The 505 used what 1/8" 1x7 wire headstay? Well while 1/8" dyneema may have higher load ratings, etc... you have to go up a size when going from wire to rope in order to get the same working affect as the wire otherwise you will experience a LOT of movement.

Yacht Rigging has never been and never will be an exact science.

 

sloansailing

Anarchist
855
0
Anacortes
The 505 used what 1/8" 1x7 wire headstay? Well while 1/8" dyneema may have higher load ratings, etc... you have to go up a size when going from wire to rope in order to get the same working affect as the wire otherwise you will experience a LOT of movement.

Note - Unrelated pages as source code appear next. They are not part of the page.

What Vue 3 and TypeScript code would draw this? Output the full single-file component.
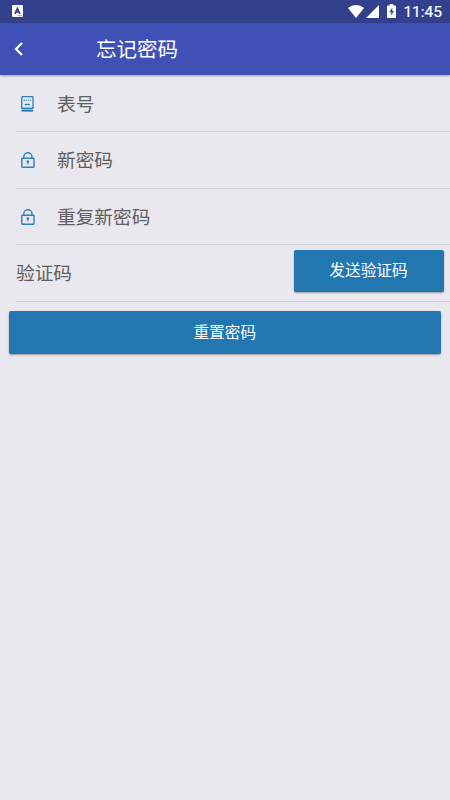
<script setup lang="ts">
interface Field {
  icon: 'meter' | 'lock'
  label: string
}

const fields: Field[] = [
  { icon: 'meter', label: '表号' },
  { icon: 'lock', label: '新密码' },
  { icon: 'lock', label: '重复新密码' },
]
</script>

<template>
  <div class="screen">
    <div class="status">
      <svg class="app-badge" viewBox="0 0 11 12">
        <rect width="11" height="12" rx="1" fill="#fff" />
        <path d="M2.9 8.800 5.400 3.400 7.900 8.800M3.900 7h3" fill="none" stroke="#33418d" stroke-width="1.700" />
        <path d="M5.500 10.700h4.500" stroke="#33418d" stroke-width=".6" stroke-dasharray="1.200 .4" />
      </svg>
      <svg class="wifi" viewBox="0 0 16 13">
        <path d="M0 3C4.600-.9 11.400-.9 16 3L8 13Z" fill="#fff" />
      </svg>
      <svg class="signal" viewBox="0 0 13 13">
        <path d="M13 0V13H0Z" fill="#fff" />
      </svg>
      <svg class="battery" viewBox="0 0 9 14">
        <path d="M2.800 0h3.400v1.400H8c.6 0 1 .4 1 1V13c0 .6-.4 1-1 1H1c-.6 0-1-.4-1-1V2.400c0-.6.4-1 1-1h1.800Z" fill="#fff" />
        <path d="M5.300 3.700 2.200 8.300h2v3.500L6.900 7.100H5.300Z" fill="#33418d" />
      </svg>
      <span class="time">11:45</span>
    </div>
    <header class="bar">
      <svg class="back" viewBox="0 0 9 14">
        <path d="M8 1 2 7l6 6" fill="none" stroke="#fff" stroke-width="2.200" />
      </svg>
      <h1 class="title">忘记密码</h1>
    </header>
    <main class="form">
      <div v-for="field in fields" :key="field.label" class="row">
        <svg v-if="field.icon === 'meter'" class="icon" viewBox="0 0 14 16">
          <rect x=".7" y=".7" width="11.300" height="12" rx=".8" fill="none" stroke="#2c82b6" stroke-width="1.300" />
          <path d="M2.600 4.200h7.700" stroke="#2c82b6" stroke-width="1.100" stroke-dasharray="1.300 .8" />
          <path d="M3.700 8.500h5.300" stroke="#2c82b6" stroke-width="1.400" />
          <path d="M.5 12.200h11.700" stroke="#2c82b6" stroke-width="1.300" />
          <path d="M.5 14.700h11.700" stroke="#2279b2" stroke-width="1.800" />
        </svg>
        <svg v-else class="icon" viewBox="0 0 14 16">
          <rect x=".8" y="6.200" width="12.200" height="9" rx=".6" fill="none" stroke="#2c82b6" stroke-width="1.400" />
          <path d="M2.800 6V4.800a4.100 4.100 0 0 1 8.200 0V6" fill="none" stroke="#2c82b6" stroke-width="1.400" />
          <circle cx="6.900" cy="9.600" r="1.300" fill="#2c82b6" />
          <path d="M6.900 9.500v3" stroke="#2c82b6" stroke-width="1" />
        </svg>
        <span class="label">{{ field.label }}</span>
      </div>
      <div class="row code">
        <span class="label">验证码</span>
        <button class="btn send" type="button">发送验证码</button>
      </div>
      <button class="btn reset" type="button">重置密码</button>
    </main>
  </div>
</template>

<style>
body {
  margin: 0;
  background: #e9e8ee;
}
</style>

<style scoped>
.screen {
  height: 800px;
  overflow: hidden;
  background: #e9e8ee;
  font-family: Roboto, "Noto Sans CJK SC", sans-serif;
}
.status {
  display: flex;
  align-items: center;
  box-sizing: border-box;
  height: 22.500px;
  padding: 0 8px 0 11.500px;
  background: #33408e;
}
.app-badge {
  width: 11px;
  height: 12px;
}
.wifi {
  width: 16px;
  height: 13px;
  margin-left: auto;
}
.signal {
  width: 13px;
  height: 13px;
  margin-left: 2px;
}
.battery {
  width: 9px;
  height: 14px;
  margin: 0 7px 0 8px;
}
.time {
  padding-top: 1px;
  color: #fff;
  font-size: 15.500px;
  font-weight: 400;
  line-height: 22px;
  -webkit-text-stroke: .2px #fff;
}
.bar {
  position: relative;
  display: flex;
  align-items: center;
  height: 52.500px;
  padding-left: 14px;
  background: #3f51b5;
  box-shadow: 0 1px 2px rgba(0, 0, 0, .32);
}
.back {
  width: 9px;
  height: 14px;
}
.title {
  margin: 0 0 0 73px;
  padding-top: 2px;
  color: #fff;
  font-size: 20.500px;
  font-weight: 400;
  line-height: 30px;
}
.form {
  display: flex;
  flex-direction: column;
  padding-top: .6px;
}
.row {
  display: flex;
  align-items: center;
  box-sizing: border-box;
  height: 56.600px;
  margin-left: 16px;
  padding: 1px 0 0 5px;
  border-bottom: 1px solid #cecdd2;
}
.icon {
  width: 14px;
  height: 16px;
  margin-right: 22px;
}
.label {
  padding-top: 2px;
  color: #5e5e60;
  font-size: 18.700px;
  line-height: 28px;
}
.code {
  justify-content: space-between;
  padding: 0 6.500px 0 0;
}
.btn {
  padding: 0 0 2px;
  border: 0;
  border-radius: 2px;
  background: #2277b0;
  box-shadow: 0 1px 2px rgba(0, 0, 0, .35);
  color: #fff;
  font-family: inherit;
  font-size: 15.700px;
}
.send {
  width: 150px;
  height: 42px;
  margin-top: -5px;
}
.reset {
  height: 42.500px;
  margin: 9.400px 9.500px 0 9px;
  padding-bottom: 3px;
}
</style>
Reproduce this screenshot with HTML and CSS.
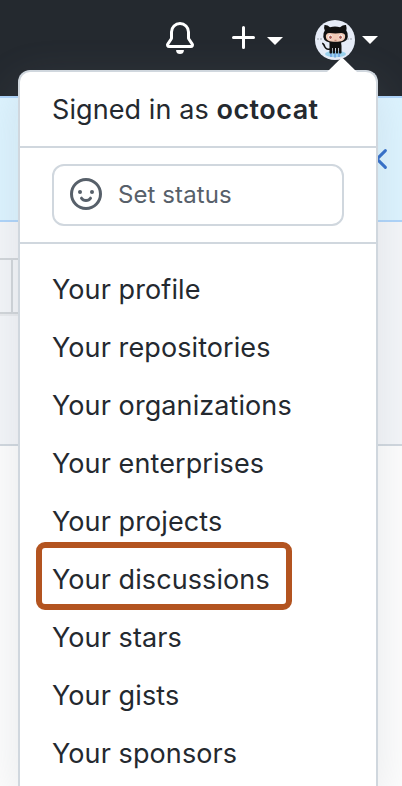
FILE: index.html
```html
<!DOCTYPE html>
<html lang="en">
<head>
<meta charset="utf-8">
<title>User menu</title>
<link rel="stylesheet" href="styles.css">
</head>
<body>
<header class="topbar">
  <svg class="icon bell" viewBox="0 0 16 16"><path d="M8 16a2 2 0 001.985-1.75c.017-.137-.097-.25-.235-.25h-3.5c-.138 0-.252.113-.235.25A2 2 0 008 16z"/><path fill-rule="evenodd" d="M8 1.500A3.500 3.500 0 004.500 5v2.947c0 .346-.102.683-.294.970l-1.703 2.556a.018.018 0 00-.003.010l.001.006c0 .002.002.004.004.006a.017.017 0 00.006.004l.007.001h10.964l.007-.001a.016.016 0 00.006-.004.016.016 0 00.004-.006l.001-.007a.017.017 0 00-.003-.010l-1.703-2.554a1.750 1.750 0 01-.294-.970V5A3.500 3.500 0 008 1.500zM3 5a5 5 0 0110 0v2.947c0 .050.015.098.042.139l1.703 2.555A1.518 1.518 0 0113.482 13H2.518a1.518 1.518 0 01-1.263-2.360l1.703-2.554A.250.250 0 003 7.947V5z"/></svg>
  <svg class="icon plus" viewBox="0 0 16 16"><path d="M7.75 2a.75.75 0 01.75.75V7h4.25a.75.75 0 110 1.500H8.500v4.250a.75.75 0 11-1.500 0V8.500H2.750a.75.75 0 010-1.500H7V2.750A.75.75 0 017.750 2z"/></svg>
  <span class="caret"></span>
  <svg class="avatar" viewBox="0 0 40 40">
    <circle cx="20" cy="20" r="20" fill="#e6ecf7"/>
    <path d="M2 19h6M32 19h6" stroke="#b3b9c4" stroke-width="1.300" stroke-dasharray="2 1"/>
    <ellipse cx="20.500" cy="34" rx="10.500" ry="3.300" fill="#9bd3ee"/>
    <path d="M16 33v4M20 33v4.500M24 33v4" stroke="#75a9e5" stroke-width="1.800"/>
    <path d="M15 29c-4 1-5-1-6-4-.500-1-1-1.500-1.800-1.700" fill="none" stroke="#111" stroke-width="1.700"/>
    <path d="M14.500 22h11.500l.5 4v7q-1.500 1-2.500 0v-5h-.8v5q-1.200 1-2.300 0v-5h-.9v5q-1.200 1-2.300 0v-5h-.7v5q-1.500 1-2.500 0V26z" fill="#111"/>
    <path d="M9.500 5q3-.300 5.500 2.200 5-1.200 10 0Q28 4.700 31 5q1 3 .3 5.500 2 2.500 1.500 6.500-.800 6-12.300 6T8.300 17q-.500-4 1.500-6.500Q8.500 8 9.500 5z" fill="#111"/>
    <path d="M14.500 13q6 .8 12 0c3 .1 4 2 3.600 4-.4 3.500-3.200 4.700-9.600 4.700s-9.200-1.200-9.600-4.700c-.3-2.200.8-3.900 3.600-4z" fill="#f2cbb7"/>
    <ellipse cx="15.300" cy="17" rx="2" ry="2.500" fill="#fff"/>
    <ellipse cx="25.700" cy="17" rx="2" ry="2.500" fill="#fff"/>
    <ellipse cx="15.500" cy="17.200" rx="1.300" ry="1.800" fill="#a85b52"/>
    <ellipse cx="25.500" cy="17.200" rx="1.300" ry="1.800" fill="#a85b52"/>
    <path d="M19.500 20.300h2" stroke="#a85b52" stroke-width=".700"/>
  </svg>
  <span class="caret account-caret"></span>
</header>
<section class="banner">
  <svg class="close" viewBox="0 0 16 16"><path d="M3.800 3.800l8.400 8.400M12.200 3.800l-8.400 8.400"/></svg>
</section>
<section class="subhead"><div class="toolbar"><span class="toolbar-cell"></span></div></section>
<main class="content"></main>

<nav class="menu">
  <svg class="pointer" viewBox="0 0 30 14"><path d="M0 14 13.500.700q1.500-1.200 3 0L30 14z"/></svg>
  <div class="signed-in"><span class="who">Signed in as <strong>octocat</strong></span></div>
  <div class="status">
    <div class="status-box">
      <svg class="smiley" viewBox="0 0 16 16"><circle cx="8" cy="8" r="7.250"/><path d="M5.750 10.100Q6.500 11.250 8 11.250T10.250 10.100"/><circle class="eye" cx="5" cy="7" r="1"/><circle class="eye" cx="11" cy="7" r="1"/></svg>
      <span class="status-label">Set status</span>
    </div>
  </div>
  <div class="links">
    <a class="link"><span>Your profile</span></a>
    <a class="link"><span>Your repositories</span></a>
    <a class="link"><span>Your organizations</span></a>
    <a class="link"><span>Your enterprises</span></a>
    <a class="link"><span>Your projects</span></a>
    <a class="link highlighted"><span>Your discussions</span></a>
    <a class="link"><span>Your stars</span></a>
    <a class="link"><span>Your gists</span></a>
    <a class="link"><span>Your sponsors</span></a>
  </div>
</nav>
</body>
</html>
```
FILE: styles.css
```css
*, *::before, *::after { box-sizing: border-box; }
body {
  margin: 0;
  height: 786px;
  position: relative;
  overflow: hidden;
  display: flex;
  flex-direction: column;
  background: #fdfdfd;
  font-family: Inter, "Liberation Sans", sans-serif;
  font-size: 27px;
  font-weight: 420;
  letter-spacing: .09px;
  color: #24292f;
}
.topbar {
  flex: 0 0 96px;
  display: flex;
  align-items: flex-start;
  padding: 20px 0 0 164px;
  background: #24292f;
}
.icon { width: 32px; height: 32px; fill: #fff; margin-top: 2px; }
.plus { margin-left: 32px; }
.caret {
  width: 0;
  margin: 17px 0 0 7px;
  border: 8px solid transparent;
  border-top-color: #fff;
  border-bottom: 0;
}
.avatar { width: 40px; height: 40px; margin-left: 32px; }
.account-caret { margin-top: 16px; }
.banner {
  flex: 0 0 126px;
  display: flex;
  justify-content: flex-end;
  padding: 45px 9px 0 0;
  background: #ddf4ff;
  border: solid #aed4fa;
  border-width: 2px 0;
}
.close { width: 32px; height: 32px; fill: none; stroke: #316dca; stroke-width: 1.5; stroke-linecap: round; }
.subhead {
  flex: 0 0 224px;
  padding-top: 36px;
  background: #f4f6f9;
  border-bottom: 2px solid #d0d7de;
}
.toolbar {
  display: flex;
  width: 200px;
  height: 56px;
  border: solid #d1d5d9;
  border-width: 2px 0;
  box-shadow: 0 2px 0 #e9ebee;
}
.toolbar-cell { width: 13px; border-right: 2px solid #d1d5d9; }
.content { flex: 1; }
.menu {
  position: absolute;
  left: 18px;
  top: 70px;
  width: 360px;
  height: 716px;
  background: #fff;
  border: 2px solid #d0d7de;
  border-bottom: 0;
  border-radius: 12px 12px 0 0;
  box-shadow: 0 16px 48px rgba(140, 149, 159, .2);
}
.pointer { position: absolute; top: -14px; left: 307px; width: 30px; height: 14px; fill: #fff; }
.signed-in {
  height: 76px;
  padding: 0 32px;
  display: flex;
  align-items: center;
  border-bottom: 2px solid #d0d7de;
  white-space: pre;
}
strong { font-weight: 620; letter-spacing: .45px; }
.status { height: 96px; padding: 16px 32px; border-bottom: 2px solid #d0d7de; }
.status-box {
  height: 62px;
  display: flex;
  align-items: center;
  gap: 16px;
  padding: 0 16px;
  border: 2px solid #d0d7de;
  border-radius: 12px;
  color: #57606a;
  font-size: 24px;
}
.status-label { margin-top: -2px; }
.smiley { width: 32px; height: 32px; margin-top: -2px; fill: none; stroke: #57606a; stroke-width: 1.5; stroke-linecap: round; }
.eye { fill: #57606a; stroke: none; }
.links { padding-top: 16px; }
.link { position: relative; display: flex; align-items: center; height: 58px; padding: 0 32px; white-space: nowrap; }
.highlighted::after {
  content: "";
  position: absolute;
  left: 16px;
  top: -8px;
  width: 256px;
  height: 68px;
  border: 6px solid #b35420;
  border-radius: 9px;
}
```
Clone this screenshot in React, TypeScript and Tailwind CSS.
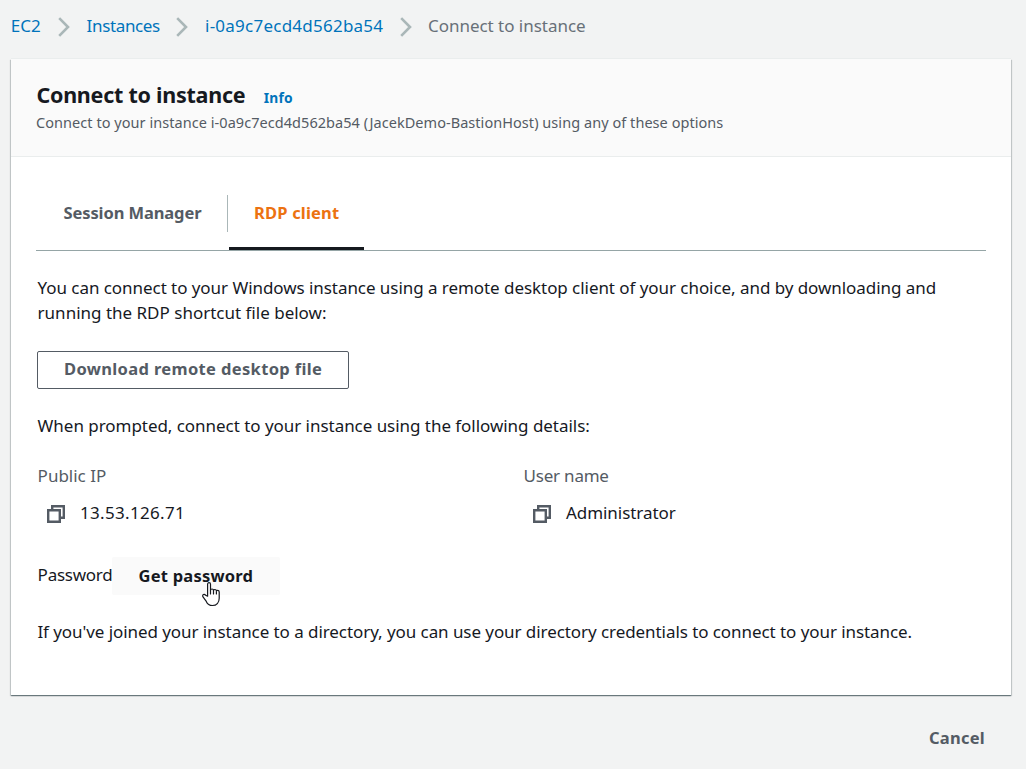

Yacht Rigging has never been and never will be an exact science.
The question is what caused the movement? The topic of the thread was to identify and agree on defining terms. If it happened in only an hour of sailing then it is not "creep" as "creep" takes long periods of time at high loads to occur. Most likely it was "constructional stretch" as the braids of the line slowly compressed upon each other and thus the length of the line got longer. Presumably if this "constructional stretch" was eliminated by high enough loading for long enough time the line would not get any longer, but might start to "creep" if loaded enough for long enough, which is unlikely (IMO). Further, some of the "constructional stretch" might actually recur if the line is unloaded for long enough and the braid is allowed to loosen. This will happen with any 12 strand, regardless of fiber type.

Agree that rigging will never be an exact science and also that 12 strand rope (of any fiber) is NOT the best choice for standing rigging!

Where did the line fail in your tests of brummel splices?

 
Creep was not the mechanism. Constructional Stretch is a made up term. You size up from wire to rope because all synthetics have a much lower yield stress than wire. Yield stress is not a published number, if it were, it'd be a very obvious decision.

I know and understand that real world problems in any field are not merely solved by the science involved with them. It takes an artistic application of experience to truly find an elegant solution.